- **The task**:
Can you pull out each line of the data below that includes the word "this"?

─── Excerpted data ───

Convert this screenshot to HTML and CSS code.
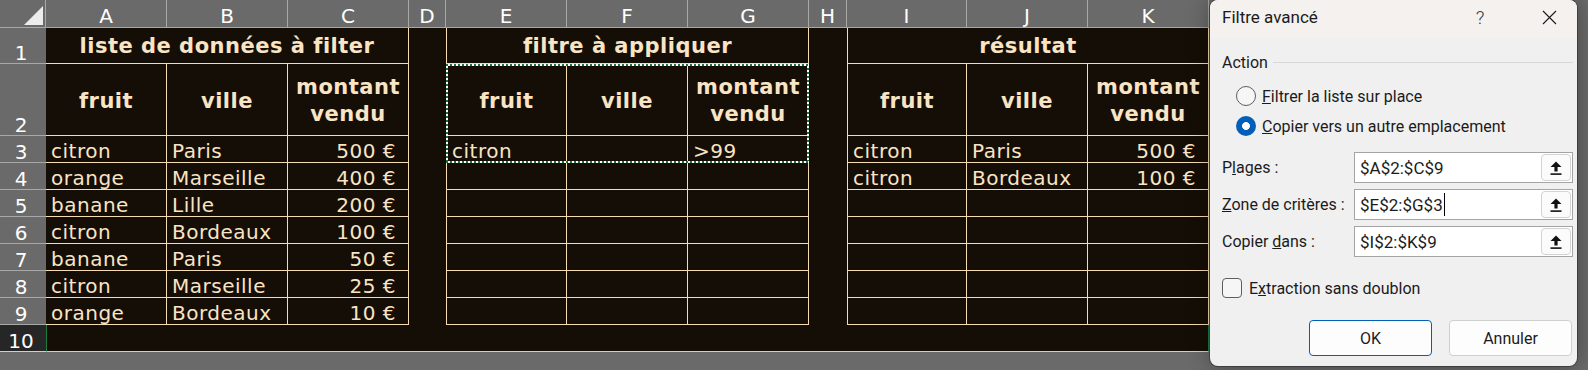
FILE: index.html
```html
<!DOCTYPE html>
<html lang="fr">
<head>
<meta charset="utf-8">
<title>Filtre avancé</title>
<link rel="stylesheet" href="styles.css">
</head>
<body>
<div class="screen">
  <div class="sheet">
    <div class="corner"></div>
    <div class="ch">A</div><div class="ch">B</div><div class="ch">C</div><div class="ch">D</div>
    <div class="ch">E</div><div class="ch">F</div><div class="ch">G</div><div class="ch">H</div>
    <div class="ch">I</div><div class="ch">J</div><div class="ch">K</div>

    <div class="rh">1</div>
    <div class="c title">liste de données à filter</div>
    <div class="c"></div>
    <div class="c title bl">filtre à appliquer</div>
    <div class="c"></div>
    <div class="c title bl">résultat</div>

    <div class="rh">2</div>
    <div class="c th b">fruit</div><div class="c th b">ville</div><div class="c th b">montant vendu</div>
    <div class="c"></div>
    <div class="c th b bl">fruit</div><div class="c th b">ville</div><div class="c th b">montant vendu</div>
    <div class="c"></div>
    <div class="c th b bl">fruit</div><div class="c th b">ville</div><div class="c th b">montant vendu</div>

    <div class="rh">3</div>
    <div class="c b">citron</div><div class="c b">Paris</div><div class="c b num">500 €</div>
    <div class="c"></div>
    <div class="c b bl">citron</div><div class="c b"></div><div class="c b">&gt;99</div>
    <div class="c"></div>
    <div class="c b bl">citron</div><div class="c b">Paris</div><div class="c b num">500 €</div>

    <div class="rh">4</div>
    <div class="c b">orange</div><div class="c b">Marseille</div><div class="c b num">400 €</div>
    <div class="c"></div>
    <div class="c b bl"></div><div class="c b"></div><div class="c b"></div>
    <div class="c"></div>
    <div class="c b bl">citron</div><div class="c b">Bordeaux</div><div class="c b num">100 €</div>

    <div class="rh">5</div>
    <div class="c b">banane</div><div class="c b">Lille</div><div class="c b num">200 €</div>
    <div class="c"></div>
    <div class="c b bl"></div><div class="c b"></div><div class="c b"></div>
    <div class="c"></div>
    <div class="c b bl"></div><div class="c b"></div><div class="c b"></div>

    <div class="rh">6</div>
    <div class="c b">citron</div><div class="c b">Bordeaux</div><div class="c b num">100 €</div>
    <div class="c"></div>
    <div class="c b bl"></div><div class="c b"></div><div class="c b"></div>
    <div class="c"></div>
    <div class="c b bl"></div><div class="c b"></div><div class="c b"></div>

    <div class="rh">7</div>
    <div class="c b">banane</div><div class="c b">Paris</div><div class="c b num">50 €</div>
    <div class="c"></div>
    <div class="c b bl"></div><div class="c b"></div><div class="c b"></div>
    <div class="c"></div>
    <div class="c b bl"></div><div class="c b"></div><div class="c b"></div>

    <div class="rh">8</div>
    <div class="c b">citron</div><div class="c b">Marseille</div><div class="c b num">25 €</div>
    <div class="c"></div>
    <div class="c b bl"></div><div class="c b"></div><div class="c b"></div>
    <div class="c"></div>
    <div class="c b bl"></div><div class="c b"></div><div class="c b"></div>

    <div class="rh">9</div>
    <div class="c b">orange</div><div class="c b">Bordeaux</div><div class="c b num">10 €</div>
    <div class="c"></div>
    <div class="c b bl"></div><div class="c b"></div><div class="c b"></div>
    <div class="c"></div>
    <div class="c b bl"></div><div class="c b"></div><div class="c b"></div>

    <div class="rh active">10</div>
    <div class="c row10"></div>

    <div class="ants"></div>
  </div>

  <div class="dialog">
    <div class="titlebar">
      <span class="dtitle">Filtre avancé</span>
      <span class="tb-btn help">?</span>
      <span class="tb-btn close">
        <svg width="15" height="15" viewBox="0 0 15 15"><path d="M1 1 L14 14 M14 1 L1 14" stroke="#1b1b1b" stroke-width="1.1" fill="none"/></svg>
      </span>
    </div>
    <div class="dbody">
      <div class="group">
        <span>Action</span>
        <span class="rule"></span>
      </div>
      <div class="radio-row first">
        <span class="radio"></span>
        <span><u>F</u>iltrer la liste sur place</span>
      </div>
      <div class="radio-row">
        <span class="radio on"></span>
        <span><u>C</u>opier vers un autre emplacement</span>
      </div>
      <div class="fields">
        <div class="field">
          <span class="flabel">P<u>l</u>ages :</span>
          <span class="input"><span class="val">$A$2:$C$9</span><span class="pick"><svg width="12" height="14" viewBox="0 0 12 14"><path d="M6 0.5 L11.5 6 H7.6 V10.5 H4.4 V6 H0.5 Z" fill="#111"/><rect x="0.5" y="12.3" width="11" height="1.6" fill="#111"/></svg></span></span>
        </div>
        <div class="field">
          <span class="flabel"><u>Z</u>one de critères :</span>
          <span class="input"><span class="val">$E$2:$G$3<span class="caret"></span></span><span class="pick"><svg width="12" height="14" viewBox="0 0 12 14"><path d="M6 0.5 L11.5 6 H7.6 V10.5 H4.4 V6 H0.5 Z" fill="#111"/><rect x="0.5" y="12.3" width="11" height="1.6" fill="#111"/></svg></span></span>
        </div>
        <div class="field">
          <span class="flabel">Copier <u>d</u>ans :</span>
          <span class="input"><span class="val">$I$2:$K$9</span><span class="pick"><svg width="12" height="14" viewBox="0 0 12 14"><path d="M6 0.5 L11.5 6 H7.6 V10.5 H4.4 V6 H0.5 Z" fill="#111"/><rect x="0.5" y="12.3" width="11" height="1.6" fill="#111"/></svg></span></span>
        </div>
      </div>
      <div class="check-row">
        <span class="check"></span>
        <span>E<u>x</u>traction sans doublon</span>
      </div>
      <div class="buttons">
        <span class="btn default">OK</span>
        <span class="btn">Annuler</span>
      </div>
    </div>
  </div>
</div>
</body>
</html>
```

FILE: styles.css
```css
html, body {
  margin: 0;
  padding: 0;
  background: #6a6a6a;
}

.screen {
  position: relative;
  width: 1588px;
  height: 370px;
  overflow: hidden;
  background: #6a6a6a;
}

.sheet {
  position: relative;
  display: grid;
  width: 1209px;
  grid-template-columns: 46px 121px 121px 121px 37px 121px 121px 121px 38px 120px 121px 121px;
  grid-template-rows: 28px 36px 72px repeat(8, 27px);
  font-family: "DejaVu Sans", Verdana, sans-serif;
}

.sheet > div {
  box-sizing: border-box;
}

/* headers */
.corner {
  position: relative;
  background: #6a6a6a;
  border-right: 1px solid #a8a8a8;
  border-bottom: 1px solid #a8a8a8;
}
.corner::after {
  content: "";
  position: absolute;
  left: 24px;
  top: 6px;
  width: 19px;
  height: 19px;
  background: #ececec;
  clip-path: polygon(100% 0, 100% 100%, 0 100%);
}

.ch {
  background: #6a6a6a;
  color: #ffffff;
  border-right: 1px solid #a8a8a8;
  border-bottom: 1px solid #a8a8a8;
  font-size: 20px;
  line-height: 20px;
  display: flex;
  align-items: flex-end;
  justify-content: center;
  padding-bottom: 1px;
}

.rh {
  background: #6a6a6a;
  color: #ffffff;
  border-bottom: 1px solid #a8a8a8;
  font-size: 20px;
  line-height: 20px;
  display: flex;
  align-items: flex-end;
  justify-content: center;
  padding-right: 4px;
}
.rh.active {
  background: #262626;
  border-bottom-color: #cfcfcf;
}

/* cells */
.c {
  background: #150e06;
  color: #f9e4c4;
  font-size: 20px;
  letter-spacing: 0.5px;
  line-height: 21px;
  white-space: nowrap;
  display: flex;
  align-items: flex-end;
  padding: 0 5px;
}
.b {
  border-right: 1px solid #f5dcb2;
  border-bottom: 1px solid #f5dcb2;
}
.bl {
  border-left: 1px solid #f5dcb2;
}
.num {
  justify-content: flex-end;
  padding-right: 12px;
}
.th {
  font-weight: bold;
  font-size: 21px;
  line-height: 27px;
  white-space: normal;
  text-align: center;
  justify-content: center;
  align-items: center;
  padding-top: 3px;
}
.title {
  grid-column: span 3;
  font-weight: bold;
  font-size: 21px;
  line-height: 27px;
  justify-content: center;
  align-items: center;
  padding-top: 2px;
  border-bottom: 1px solid #f5dcb2;
  border-right: 1px solid #f5dcb2;
}
.row10 {
  grid-column: span 11;
  border-left: 1px solid #1e7b46;
  border-right: 1px solid #1e7b46;
  border-bottom: 1px solid #cfcfcf;
}

.ants {
  position: absolute;
  grid-column: 6 / 9;
  grid-row: 3 / 5;
  inset: 0;
  pointer-events: none;
  background:
    repeating-linear-gradient(90deg, #1d6f40 0 2.5px, #ffffff 2.5px 4px) top left / 100% 2px no-repeat,
    repeating-linear-gradient(90deg, #1d6f40 0 2.5px, #ffffff 2.5px 4px) bottom left / 100% 2px no-repeat,
    repeating-linear-gradient(180deg, #1d6f40 0 2.5px, #ffffff 2.5px 4px) top left / 2px 100% no-repeat,
    repeating-linear-gradient(180deg, #1d6f40 0 2.5px, #ffffff 2.5px 4px) top right / 2px 100% no-repeat;
}

/* dialog */
.dialog {
  position: absolute;
  left: 1210px;
  top: 0;
  width: 367px;
  height: 366px;
  box-sizing: border-box;
  background: #f0f0f0;
  border-radius: 8px;
  box-shadow: 0 0 0 1px rgba(40, 40, 40, 0.55), 0 0 22px rgba(0, 0, 0, 0.35);
  font-family: Roboto, "Noto Sans", "Liberation Sans", sans-serif;
  font-size: 16px;
  color: #1b1b1b;
  display: flex;
  flex-direction: column;
  overflow: hidden;
}

.titlebar {
  height: 38px;
  flex: none;
  background: #f4f1ee;
  display: flex;
  align-items: center;
  padding: 0 5px 4px 12px;
  box-sizing: border-box;
}
.dtitle {
  flex: 1;
  font-size: 17px;
}
.tb-btn {
  width: 46px;
  display: flex;
  justify-content: center;
  align-items: center;
}
.help {
  margin-right: 23px;
  font-size: 19px;
  font-weight: 300;
  color: #333;
}

.dbody {
  padding: 0 4px 0 12px;
  display: flex;
  flex-direction: column;
}

.group {
  margin-top: 14px;
  height: 20px;
  display: flex;
  align-items: center;
}
.rule {
  flex: 1;
  height: 1px;
  background: #d8d8d8;
  margin-left: 5px;
}

.radio-row {
  height: 20px;
  margin-top: 10px;
  margin-left: 14px;
  display: flex;
  align-items: center;
  gap: 6px;
}
.radio-row.first {
  margin-top: 14px;
}
.radio {
  width: 20px;
  height: 20px;
  box-sizing: border-box;
  border-radius: 50%;
  border: 1px solid #5e5e5e;
  background: #f6f6f6;
}
.radio.on {
  border: none;
  background: radial-gradient(circle, #ffffff 0 3.6px, #005fb8 4.2px);
}

.fields {
  margin-top: 16px;
  display: flex;
  flex-direction: column;
  gap: 6px;
}
.field {
  height: 31px;
  display: flex;
  align-items: center;
}
.flabel {
  width: 132px;
  flex: none;
}
.input {
  width: 219px;
  height: 31px;
  box-sizing: border-box;
  background: #ffffff;
  border: 1px solid #a4a4a4;
  display: flex;
  align-items: center;
  padding: 0 1px 0 5px;
  font-size: 17px;
}
.val {
  flex: 1;
  display: flex;
  align-items: center;
}
.caret {
  display: inline-block;
  width: 1px;
  height: 23px;
  background: #000;
  margin-left: 1px;
}
.pick {
  width: 30px;
  height: 27px;
  box-sizing: border-box;
  border: 1px solid #d3d3d3;
  border-radius: 4px;
  background: #fbfbfb;
  display: flex;
  align-items: center;
  justify-content: center;
}

.check-row {
  margin-top: 21px;
  height: 20px;
  display: flex;
  align-items: center;
  gap: 7px;
}
.check {
  width: 20px;
  height: 20px;
  box-sizing: border-box;
  border: 1px solid #5e5e5e;
  border-radius: 4px;
  background: #f6f6f6;
}

.buttons {
  margin-top: 22px;
  display: flex;
  justify-content: flex-end;
  gap: 17px;
  padding-right: 1px;
}
.btn {
  width: 123px;
  height: 36px;
  box-sizing: border-box;
  border: 1px solid #d0d0d0;
  border-radius: 4px;
  background: #fdfdfd;
  display: flex;
  align-items: center;
  justify-content: center;
}
.btn.default {
  border-color: #005fb8;
}
```
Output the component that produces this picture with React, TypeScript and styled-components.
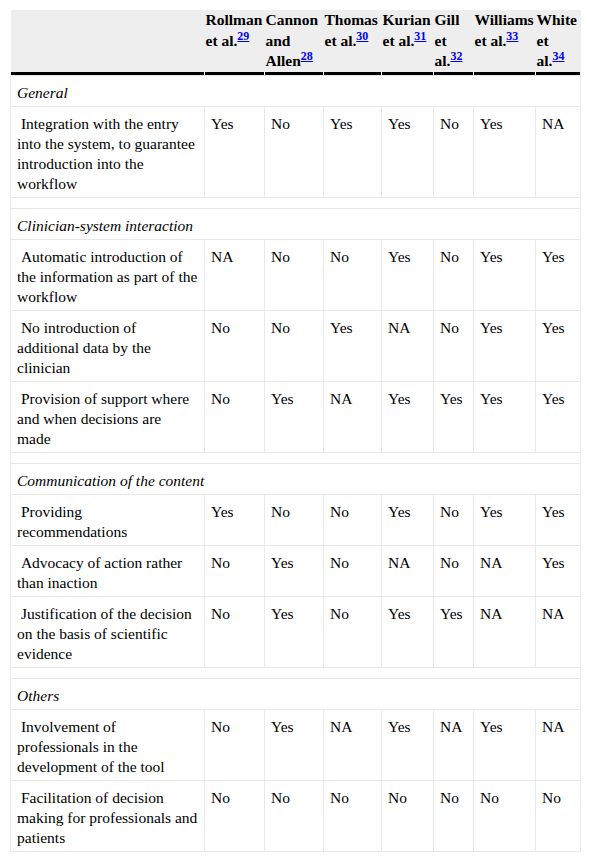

───

- **Full output**:
Convert this screenshot to HTML and CSS code.
Output the component that produces this picture with React, TypeScript and styled-components.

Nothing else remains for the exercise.